- Do this:
Using the listing below, report all lines holding the word "React".

- Supplied information:
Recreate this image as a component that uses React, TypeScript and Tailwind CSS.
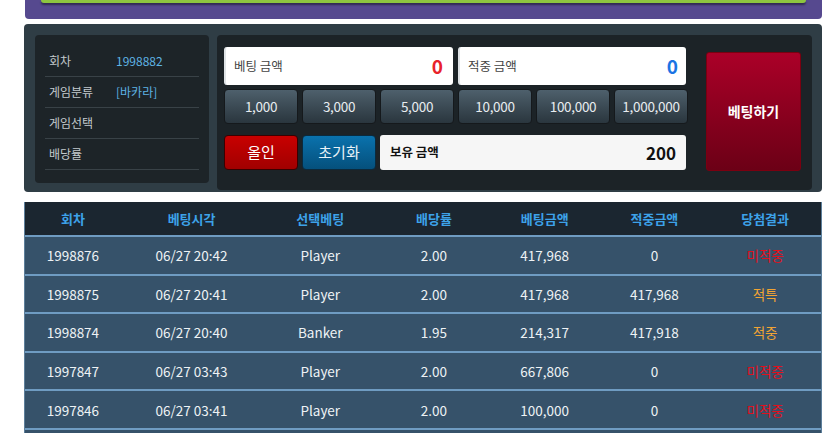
import React from 'react';

const chips = ['1,000', '3,000', '5,000', '10,000', '100,000', '1,000,000'];

const info = [
  { label: '회차', value: '1998882' },
  { label: '게임분류', value: '[바카라]' },
  { label: '게임선택', value: '' },
  { label: '배당률', value: '' },
];

const cols = [
  { title: '회차', w: 'w-[96px]' },
  { title: '베팅시각', w: 'w-[142px]' },
  { title: '선택베팅', w: 'w-[116px]' },
  { title: '배당률', w: 'w-[112px]' },
  { title: '베팅금액', w: 'w-[110px]' },
  { title: '적중금액', w: 'w-[110px]' },
  { title: '당첨결과', w: 'w-[112px]' },
];

const rows = [
  ['1998876', '06/27 20:42', 'Player', '2.00', '417,968', '0', '미적중'],
  ['1998875', '06/27 20:41', 'Player', '2.00', '417,968', '417,968', '적특'],
  ['1998874', '06/27 20:40', 'Banker', '1.95', '214,317', '417,918', '적중'],
  ['1997847', '06/27 03:43', 'Player', '2.00', '667,806', '0', '미적중'],
  ['1997846', '06/27 03:41', 'Player', '2.00', '100,000', '0', '미적중'],
];

export default function App() {
  return (
    <div className="h-[433px] overflow-hidden bg-white font-['Noto_Sans_CJK_KR','Noto_Sans',sans-serif]">
      {/* 상단 배너 */}
      <div className="mx-[25px] w-[797px] h-[19px] bg-[#56498f] rounded-b-[4px] px-[16px]">
        <div className="h-[3px] bg-[#8dc63f] rounded-b-[3px] shadow-[0_2px_2px_rgba(0,0,0,0.45)]" />
      </div>

      {/* 베팅 패널 */}
      <div className="mt-[5px] ml-[24px] w-[798px] h-[168px] bg-[#2f3d45] rounded-[4px] flex pt-[11px] pl-[11px] pr-[10px] gap-[8px]">
        <div className="w-[174px] h-[148px] bg-[#1d2428] rounded-[4px] px-[10px] pt-[11px]">
          {info.map(({ label, value }) => (
            <div key={label} className="h-[31px] border-b border-[#394247] flex items-center pl-[4px] text-[12px]">
              <span className="w-[67px] text-[#c3cacd]">{label}</span>
              <span className="text-[#5eb3e4]">{value}</span>
            </div>
          ))}
        </div>

        <div className="w-[595px] h-[155px] bg-[#1c2327] rounded-[4px] flex pt-[12px] pl-[7px]">
          <div className="w-[464px] flex flex-col">
            <div className="flex gap-[5px] h-[38px]">
              <div className="w-[229px] bg-white rounded-[3px] border-l-2 border-[#dfe3e6] flex items-center justify-between pl-[8px] pr-[10px]">
                <span className="text-[12.5px] text-[#444]">베팅 금액</span>
                <span className="text-[19px] font-bold text-[#e8222a]">0</span>
              </div>
              <div className="w-[228px] bg-white rounded-[3px] border-l-2 border-[#dfe3e6] flex items-center justify-between pl-[8px] pr-[8px]">
                <span className="text-[12.5px] text-[#444]">적중 금액</span>
                <span className="text-[19px] font-bold text-[#1b74e4]">0</span>
              </div>
            </div>
            <div className="flex gap-[4px] mt-[4px] h-[35px]">
              {chips.map((c) => (
                <button
                  key={c}
                  className="w-[74px] rounded-[4px] border border-[#15191c] bg-gradient-to-b from-[#4e606c] to-[#2a363e] text-[#e8ecef] text-[13.5px] tracking-[-0.3px]"
                >
                  {c}
                </button>
              ))}
            </div>
            <div className="flex gap-[4px] mt-[11px] h-[35px]">
              <button className="w-[74px] rounded-[4px] border border-[#3a0000] bg-gradient-to-b from-[#c80000] to-[#a10000] text-white text-[15px]">
                올인
              </button>
              <button className="w-[74px] rounded-[4px] border border-[#0b2a3d] bg-gradient-to-b from-[#0a72ad] to-[#05507c] text-[#e8f2f8] text-[15px]">
                초기화
              </button>
              <div className="w-[306px] bg-[#f6f6f6] rounded-[3px] flex items-center justify-between pl-[10px] pr-[10px]">
                <span className="text-[12.5px] font-bold text-[#111]">보유 금액</span>
                <span className="text-[17px] font-bold text-[#111]">200</span>
              </div>
            </div>
          </div>
          <div className="ml-[18px] pt-[5px]">
            <button className="w-[95px] h-[119px] rounded-[3px] border border-[#7a0010] bg-gradient-to-b from-[#ab0028] to-[#6c0016] text-white text-[14px] font-bold">
              베팅하기
            </button>
          </div>
        </div>
      </div>

      {/* 베팅 내역 */}
      <div className="mt-[10px] ml-[24px] w-[798px] border-x border-[#5d7f9b]">
        <div className="flex h-[35px] bg-[#1b2630] border-b-2 border-[#6f9cc2]">
          {cols.map((c) => (
            <div key={c.title} className={`${c.w} flex items-center justify-center text-[13px] font-bold text-[#3da2e9]`}>
              {c.title}
            </div>
          ))}
        </div>
        {rows.map((r) => (
          <div key={r[0]} className="flex h-[38.6px] bg-[#36526a] border-b-2 border-[#6f9cc2]">
            {r.map((cell, i) => {
              let color = 'text-[#eef2f5]';
              if (i === 6) color = cell === '미적중' ? 'text-[#e3101c]' : 'text-[#f2a433]';
              return (
                <div key={i} className={`${cols[i].w} flex items-center justify-center text-[13.5px] ${color}`}>
                  {cell}
                </div>
              );
            })}
          </div>
        ))}
        <div className="h-[20px] bg-[#36526a]" />
      </div>
    </div>
  );
}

- Correct answer:
Recreate this image as a component that uses React, TypeScript and Tailwind CSS.
import React from 'react';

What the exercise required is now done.